The “arts” seem, at first glance, to be the ideal answer for a woman. They can, after all, be practiced in the home. They do not necessarily imply that dreaded professionalism, they are suitably feminine, and seem to offer endless room for personal growth and identity, with no need to compete in society for pay. But I have noticed that when women do not take up painting or ceramics seriously enough to become professionals—to be paid for their work, or for teaching it to others, and to be recognized as a peer by other professionals—sooner or later, they cease dabbling; the Sunday painting, the idle ceramics do not bring that needed sense of self when they are of no value to anyone else. The amateur or dilettante whose own work is not good enough for anyone to want to pay to hear or see or read does not gain real status by it in society, or real personal identity. These are reserved for those who have made the effort, acquired the knowledge and expertise to become professionals.
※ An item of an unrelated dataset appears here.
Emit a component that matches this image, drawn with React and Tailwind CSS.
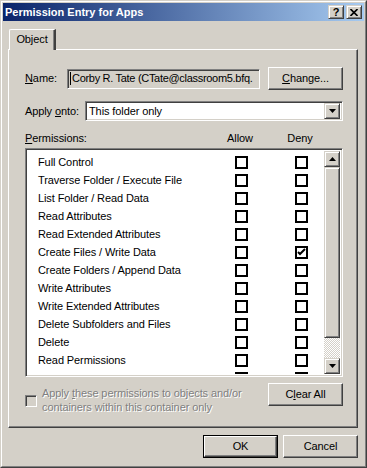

I both agree and disagree with Friedan on this. I agree that it is difficult for a person to derive meaning in life from dabbling or amateurism. But I also don’t think that there are enough top-level professional jobs in the world to provide meaning to all the people who need it (…which is, like, everyone, right?) If it’s not possible to find meaning as a receptionist, then that’s kind of a problem, right? Because there are always going to be receptionists and saleswomen.
And if the only way to find meaning is to be a “professional”–meaning paid–artist or politician or scientist or doctor then that’s a huge problem, because the world just doesn’t need that many professionals. In fact, for most artistic production, it barely needs anyone at all. If only 500 novels came out in America every year, the vast majority of Americans–including most of those who read novels for pleasure–wouldn’t notice. That’s not good or bad, it’s just how things are. The production of art for money is always going to be an elite act. And it’s the same with politics or science or anything else you can imagine.
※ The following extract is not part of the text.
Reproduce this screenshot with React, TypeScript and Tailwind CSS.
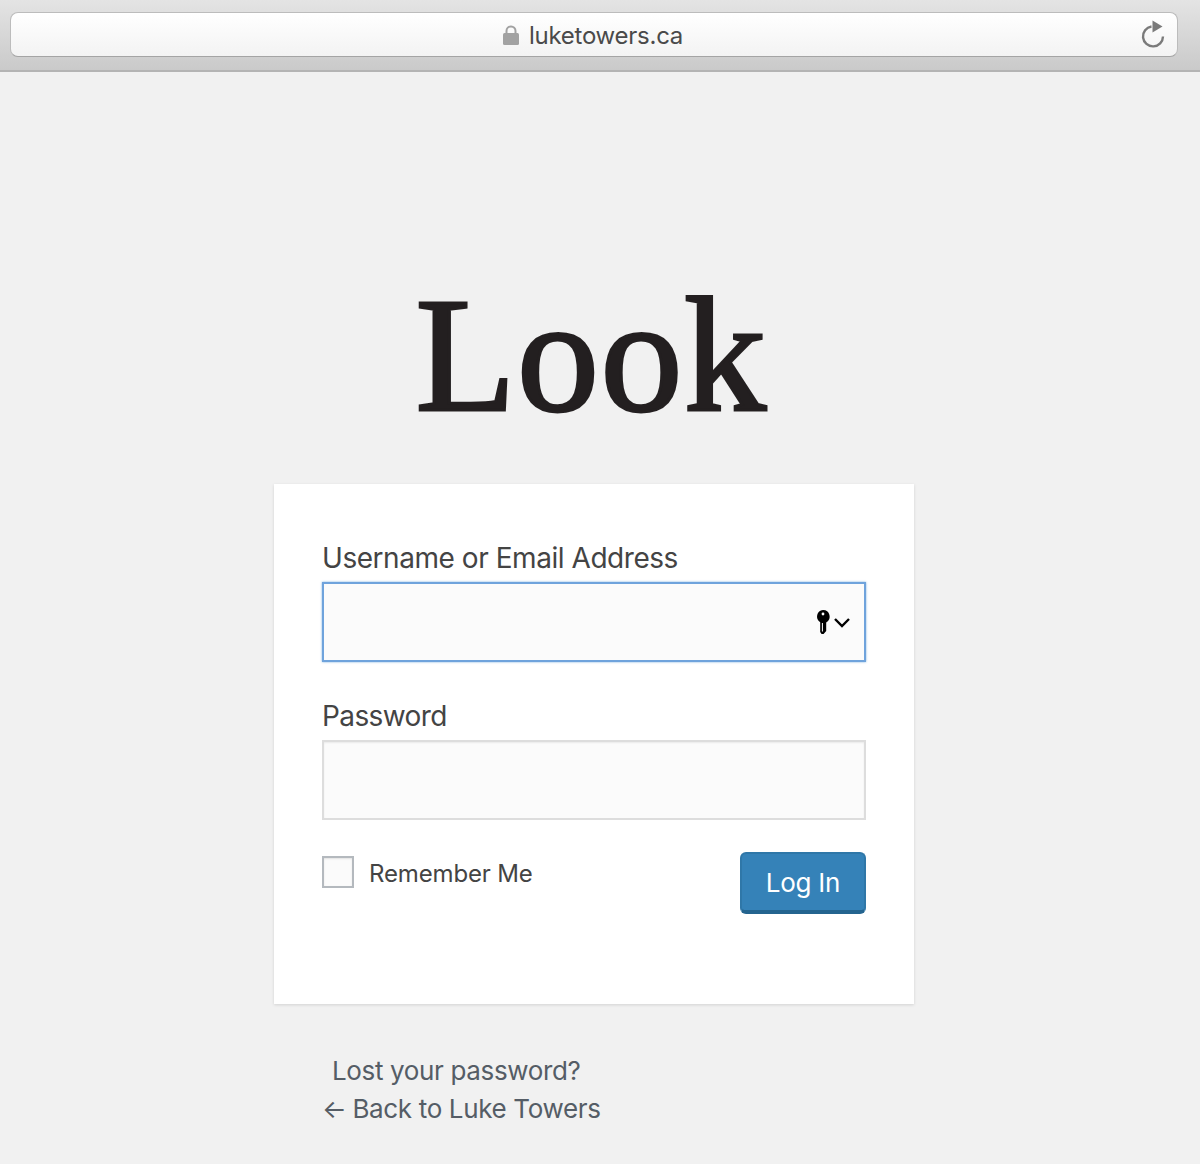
import React from 'react';

const sans = "font-['Inter','Liberation_Sans',sans-serif]";

const KeyIcon = () => (
  <svg width="16" height="26" viewBox="0 0 16 26" className="text-black">
    <path d="M8 1a6.6 6.6 0 0 1 3.2 12.4V22l-2.6 3H6.6l-1.4-2V13.2A6.6 6.6 0 0 1 8 1z" fill="currentColor" />
    <circle cx="8" cy="5" r="1.4" fill="#fff" />
    <path d="M7.4 14v8.5" stroke="#fff" strokeWidth="1" />
  </svg>
);

const App: React.FC = () => {
  return (
    <div className={`${sans} w-[1200px] h-[1164px] bg-[#f1f1f1] overflow-hidden`}>
      {/* Browser bar */}
      <div className="h-[72px] pt-3 pl-[10px] pr-[22px] border-b-2 border-[#b4b4b4] bg-gradient-to-b from-[#e4e4e4] to-[#cacaca]">
        <div className="relative h-[45px] flex items-center justify-center rounded-[8px] border border-[#bcbcbc] border-b-[#a4a4a4] bg-gradient-to-b from-[#ffffff] to-[#f3f3f3] pt-[2px] pr-[2px]">
          <div className="flex items-center gap-[10px]">
            <svg width="16" height="20" viewBox="0 0 16 20" className="text-[#a2a2a2] mb-[2px]">
              <path d="M3.5 9V6a4.5 4.5 0 0 1 9 0v3" fill="none" stroke="currentColor" strokeWidth="2" />
              <rect x="0" y="8" width="16" height="12" rx="1.5" fill="currentColor" />
            </svg>
            <span className="text-[24px] leading-none text-[#4a4a4a] tracking-[-0.25px]">luketowers.ca</span>
          </div>
          <svg width="24" height="28" viewBox="0 0 24 28" className="absolute right-[12px] top-[7px] text-[#7a7a7a]">
            <path d="M10.5 6.5a10 10 0 1 0 11.5 10" fill="none" stroke="currentColor" strokeWidth="2.4" />
            <path d="M11.5 0.5l10 6-10 6z" fill="currentColor" />
          </svg>
        </div>
      </div>

      {/* Logo */}
      <div className="h-[412px] flex flex-col items-center pt-[201px]">
        <h1 className="font-['Liberation_Serif',serif] text-[164px] leading-[164px] tracking-[1.5px] text-[#231f20] font-normal ml-[-17px] [-webkit-text-stroke:3px_#231f20]">Look</h1>
      </div>

      {/* Login form */}
      <div className="ml-[274px] w-[640px] h-[520px] bg-white px-12 pt-[58px] shadow-[0_1px_3px_rgba(0,0,0,0.13)]">
        <label className="block text-[28px] leading-[32px] text-[#444444] mb-2 tracking-[-0.45px]">Username or Email Address</label>
        <div className="h-20 flex items-center justify-end pr-[13px] gap-[2px] bg-[#fbfbfb] border-2 border-[#6fa3dc] shadow-[0_0_2px_rgba(91,157,217,0.8)]">
          <KeyIcon />
          <svg width="18" height="11" viewBox="0 0 18 11" className="text-black">
            <path d="M2 2l7 7 7-7" fill="none" stroke="currentColor" strokeWidth="2.4" />
          </svg>
        </div>
        <label className="block mt-[38px] text-[28px] leading-[32px] text-[#444444] mb-2 tracking-[-0.6px]">Password</label>
        <div className="h-20 bg-[#fbfbfb] border-2 border-[#dddddd] shadow-[inset_0_1px_2px_rgba(0,0,0,0.07)]" />
        <div className="flex justify-between items-start mt-8">
          <div className="flex items-start gap-[15px] mt-1">
            <div className="w-8 h-8 bg-[#fbfbfb] border-2 border-[#b4b9be] shadow-[inset_0_1px_2px_rgba(0,0,0,0.1)]" />
            <span className="text-[24px] leading-[32px] text-[#444444] tracking-[-0.15px] pt-[2px]">Remember Me</span>
          </div>
          <button className="w-[126px] h-[62px] rounded-[6px] bg-[#3582b8] border-2 border-[#2f77a8] border-b-4 border-b-[#24648f] text-white text-[26px] font-normal tracking-[-0.25px]">Log In</button>
        </div>
      </div>

      {/* Links */}
      <div className="pl-[322px] mt-[48px] text-[26px] leading-[38px] text-[#555d66] tracking-[-0.35px]">
        <div className="pl-[10px]">Lost your password?</div>
        <div><span className="mr-[-1px]">←</span> Back to Luke Towers</div>
      </div>
    </div>
  );
};

export default App;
Friedan seems to say that the amount of meaning that a job provides is somehow equivalent with its status. She says: “The amateur or dilettante whose own work is not good enough for anyone to want to pay to hear or see or read does not gain real status by it in society, or real personal identity.”
But getting a high-status job is really, really, really hard. Every high-status profession (and I certainly do count ‘writer’ as a high-status profession) in America is marked by a tremendous number of aspirants as compared to practitioners. Friedan seems to imply that the majority of those aspirants are doomed to have no meaning in their lives. They’re out of luck.
So…yeah, that kind of troubles me. But on the other hand, I see Friedan’s point. I spent five years as a dabbler and dilettante of a writer (although I guess by her definition, I still am one, since I am definitely not a professional), and although the dream of being a writer was a pleasant enough daydream, it certainly did not fulfill me in the way that my writing activities do nowadays.
As I was saying to a friend today, there is a deep power in purposefulness. In most of my life and for most of my life, I’ve only worked at about 20% capacity. Only in the last few years have I learned what it’s like to work really hard.
It’s fun. And what’s more, there’s a definite level of satisfaction in laying down to sleep and being able to say to myself, “Today was a perfect day; I did everything that I needed to do.”
I don’t think you get that from amateurism. Or at least, I didn’t.
I think it’s a shame that for most people, purposefulness is so bound up in the economic system. We’re socialized to think that our purposefulness can only really be employed at the behest of an authority figure: a teacher or a boss or, perhaps, a child.
I’m glad to have found a way to be purposeful that does not involve too much overt interference from the outside world. I’ve never been a serious hobbyist, but I wonder if sports players or serious World of Warcraft gamers or fanfic writers or model trainset builders are also tapping into this same well of purposefulness. Some of them display a level of dedication and perfectionism that seems to exceed the effort that most people put into their jobs.
If hobbies can unlock purposefulness, I wonder if they might not be a better route for pursuing meaning than the professions. With the proliferation of hobbies, there are many more ‘slots’ for high achievers. As a casual gamer, I can appreciate the dedication of some insanely good gamer. I can pay him with respect (and maybe by dying to him online, repeatedly), but he can feel rewarded without necessarily requiring monetary attention.
Of course, it all circles back to failure. Does the joy of purposefulness hinge upon success? Certainly, my own joy in my writing has deepened with each success I’ve had. Is there something about the success that fuels the joy? Or does the joy come from the deep immersion in the activity itself?
I’m not sure. My feeling is that, for me, purposefulness depends on a sense that I am progressing towards some goal. I think that if I ever come to realize that success is impossible, then my happiness will substantially decrease. But I also think that I could happily spend my life pursuing a success that never actually materialized.